Ma andiamo con ordine
Un primo articolo su questo effetto indiretto fu pubblicato dallo stesso team di ricercatori ad inizio 2025, studio basato sull'evidenza sperimentale che l'interferone 1 è in grado di massimizzare la risposta immunitaria e che i vaccini a RNA paiono attivare proprio questo tipo di interferone, evento che rende i tumori più "responsivi" al trattamento.
Il nuovo studio (pubblicato nelle scorse settimane) ha preso in esame i dati retrospettivi della sopravvivenza di pazienti (più di 1000) in terapia durante la pandemia che avevano ricevuto, nello stesso periodo, anche il vaccino, con studi condotti sugli animali di laboratorio per comprendere l''effetto indiretto del vaccino sulla terapia antitumorale.
I dati ottenuti hanno mostrato chiaramente che i pazienti che avevano ricevuto il vaccino a mRNA contro il COVID-19 entro 100 giorni dall'inizio dell'immunoterapia avevano una probabilità più che doppia di essere ancora vivi 3 anni dopo rispetto a coloro che non avevano ricevuto nessuno dei due vaccini (dati ovviamente normalizzati per i soli pazienti che non erano morti di COVID nel frattempo).
Nello specifico il gruppo vaccinato aveva un tasso di sopravvivenza globale a 3 anni del 55,7%, rispetto al 30,8% del gruppo non vaccinato, il che si traduce in una riduzione del 49% del rischio di mortalità associato al cancro.

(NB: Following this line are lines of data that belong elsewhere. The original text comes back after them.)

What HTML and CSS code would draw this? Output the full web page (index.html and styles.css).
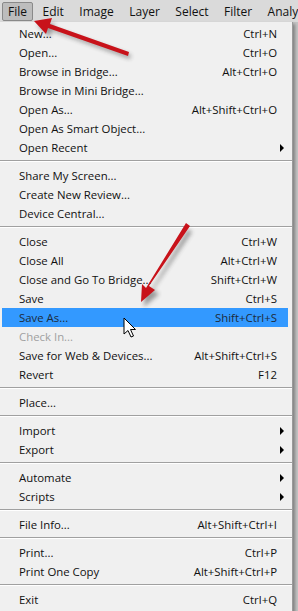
FILE: index.html
```html
<!DOCTYPE html>
<html lang="en">
<head>
  <meta charset="UTF-8" />
  <title>File menu</title>
  <link rel="stylesheet" href="styles.css">
</head>
<body>
  <div class="menubar">
    <span class="top-item active">File</span>
    <span class="top-item">Edit</span>
    <span class="top-item">Image</span>
    <span class="top-item">Layer</span>
    <span class="top-item">Select</span>
    <span class="top-item">Filter</span>
    <span class="top-item">Analysis</span>
  </div>

  <div class="screen">
    <div class="menu">
      <div class="row"><span>New...</span><span>Ctrl+N</span></div>
      <div class="row"><span>Open...</span><span>Ctrl+O</span></div>
      <div class="row"><span>Browse in Bridge...</span><span>Alt+Ctrl+O</span></div>
      <div class="row"><span>Browse in Mini Bridge...</span><span></span></div>
      <div class="row"><span>Open As...</span><span>Alt+Shift+Ctrl+O</span></div>
      <div class="row"><span>Open As Smart Object...</span><span></span></div>
      <div class="row sub"><span>Open Recent</span><span class="tri"></span></div>
      <div class="sep"></div>
      <div class="row"><span>Share My Screen...</span><span></span></div>
      <div class="row"><span>Create New Review...</span><span></span></div>
      <div class="row"><span>Device Central...</span><span></span></div>
      <div class="sep"></div>
      <div class="row"><span>Close</span><span>Ctrl+W</span></div>
      <div class="row"><span>Close All</span><span>Alt+Ctrl+W</span></div>
      <div class="row"><span>Close and Go To Bridge...</span><span>Shift+Ctrl+W</span></div>
      <div class="row"><span>Save</span><span>Ctrl+S</span></div>
      <div class="row hover"><span>Save As...</span><span>Shift+Ctrl+S</span></div>
      <div class="row disabled"><span>Check In...</span><span></span></div>
      <div class="row"><span>Save for Web &amp; Devices...</span><span>Alt+Shift+Ctrl+S</span></div>
      <div class="row"><span>Revert</span><span>F12</span></div>
      <div class="sep"></div>
      <div class="row"><span>Place...</span><span></span></div>
      <div class="sep"></div>
      <div class="row sub"><span>Import</span><span class="tri"></span></div>
      <div class="row sub"><span>Export</span><span class="tri"></span></div>
      <div class="sep"></div>
      <div class="row sub"><span>Automate</span><span class="tri"></span></div>
      <div class="row sub"><span>Scripts</span><span class="tri"></span></div>
      <div class="sep"></div>
      <div class="row"><span>File Info...</span><span>Alt+Shift+Ctrl+I</span></div>
      <div class="sep"></div>
      <div class="row"><span>Print...</span><span>Ctrl+P</span></div>
      <div class="row"><span>Print One Copy</span><span>Alt+Shift+Ctrl+P</span></div>
      <div class="sep"></div>
      <div class="row"><span>Exit</span><span>Ctrl+Q</span></div>
    </div>
    <div class="backdrop"></div>
  </div>

  <!-- annotation arrows drawn over the screenshot -->
  <svg class="overlay" width="298" height="611" viewBox="0 0 298 611">
    <defs>
      <filter id="blur"><feGaussianBlur stdDeviation="2" /></filter>
    </defs>
    <g fill="#333" opacity="0.45" filter="url(#blur)">
      <path d="M130 59 L52 31 L50 37 L37 25 L55 23 L53 28 L131 55 Z" />
      <path d="M192 232 L153 290 L159 294 L144 307 L145 288 L150 292 L188 229 Z" />
    </g>
    <g fill="#c8121a">
      <path d="M128 56 L48 28 L46 34 L34 21 L52 18 L50 24 L129 52 Z" />
      <path d="M190 226 L149 286 L155 290 L141 302 L142 284 L146 288 L186 223 Z" />
    </g>
    <path d="M124 318 L124 334 L128 330.5 L131 337 L133.5 336 L130.5 329.5 L135.5 329.5 Z"
          fill="#fff" stroke="#000" stroke-width="1" stroke-linejoin="round" />
  </svg>
</body>
</html>
```

FILE: styles.css
```css
body {
  margin: 0;
  width: 298px;
  height: 611px;
  overflow: hidden;
  position: relative;
  background: #c4c4c4;
  font-family: "Open Sans", "Noto Sans", sans-serif;
  font-size: 11.4px;
  color: #111;
}

.menubar {
  height: 22px;
  display: flex;
  align-items: center;
  gap: 3.5px;
  background: #dadada;
  white-space: nowrap;
  overflow: hidden;
  padding-left: 2px;
}

.top-item {
  font-size: 12px;
  padding: 0 5px;
  line-height: 17px;
  border: 1px solid transparent;
  color: #111;
}

.top-item.active {
  background: #bdbdbd;
  border-color: #8a8a8a;
  border-radius: 2px;
}

.screen {
  display: flex;
}

.menu {
  width: 290px;
  background: #f0f0f0;
  border-right: 1px solid #9a9a9a;
  padding: 2px 0 4px 2px;
  box-shadow: 2px 2px 3px rgba(0, 0, 0, 0.35);
}

.backdrop {
  flex: 1;
}

.row {
  height: 19px;
  display: flex;
  justify-content: space-between;
  align-items: center;
  padding: 0 15px 0 17px;
  white-space: nowrap;
}

.row.sub {
  padding-right: 8px;
}

.row.hover {
  background: #3399ff;
  color: #1d2b3a;
  margin-right: 4px;
  padding-right: 11px;
}

.row.disabled {
  color: #a0a0a0;
}

.tri {
  width: 0;
  height: 0;
  border-top: 4px solid transparent;
  border-bottom: 4px solid transparent;
  border-left: 4px solid #000;
}

.sep {
  height: 1px;
  margin: 3px 0 4px -2px;
  background: #a0a0a0;
  border-bottom: 1px solid #fff;
}

.overlay {
  position: absolute;
  left: 0;
  top: 0;
  pointer-events: none;
}
```
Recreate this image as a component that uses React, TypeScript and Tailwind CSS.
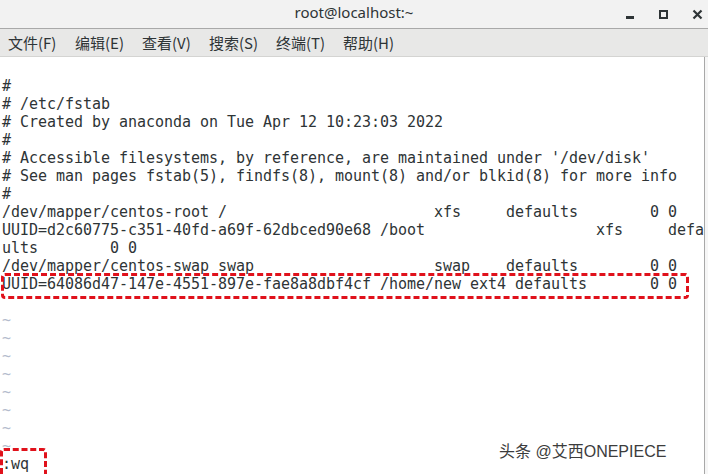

Altro dato importante da menzionare è la terapia antitumorale di ultima generazione a cui tutti questi pazienti erano stati sottoposti era basata sugli inibitori dei checkpoint immunitari (ICI), che in termini semplici funzionano inducendo il proprio sistema immunitario a riconoscere e distruggere il tumore.
Uno dei meccanismi che spiega la resilienza dei tumori è che alcuni di questi si "nascondono" (letteralmente) dal sistema immunitario "spegnendo" le cellule immunitarie di pattuglia dando loro un falso messaggio che si traduce in "queste cellule sono ok. Nessun attacco".
Gli inibitori dei checkpoint consentono alle cellule immunitarie, come i linfociti T, di riconoscere ed eliminare le cellule tumorali in modo più efficace. Il problema è che questa terapia avanzata funziona solo per una frazione di pazienti in quanto alcuni tumori continuano a rimanere "invisibili" al sistema immunitario anche quando rafforzato.
I vaccini a mRNA danno una "scossa" al sistema che diventa ancora più efficiente nello scovare qualunque cosa sia anomala (dai microbi alle cellule malate).
Dato confermato dagli studi sugli animali che hanno evidenziato come tra gli effetti di questi vaccini vi sia una impennata nella produzione di interferoni di classe I, in particolare di uno chiamato interferone alfa. Incremento che induce una attivazione del sistema immunitario innato, che facilita il lavoro dei linfociti T nel riconoscere e attaccare gli antigeni associati al tumore. L'azione dei linfociti T in genere provoca una risposta difensiva da parte delle cellule tumorali che iniziano a produrre una molecola che agisce come un freno sul sistema immunitario; freno che però in questo caso viene reso inefficace dalla terapia con inibitori dei checkpoint immunitari.
Bisognerà ora capire come sfruttare questo sistema in modo che sinergizzi con ogni terapia antitumorale.
Fonti
- SARS-CoV-2 mRNA vaccines sensitize tumours to immune checkpoint blockade
Adam J. Grippin et al, (2025) Nature
- Sensitization of tumours to immunotherapy by boosting early type-I interferon responses enables epitope spreading.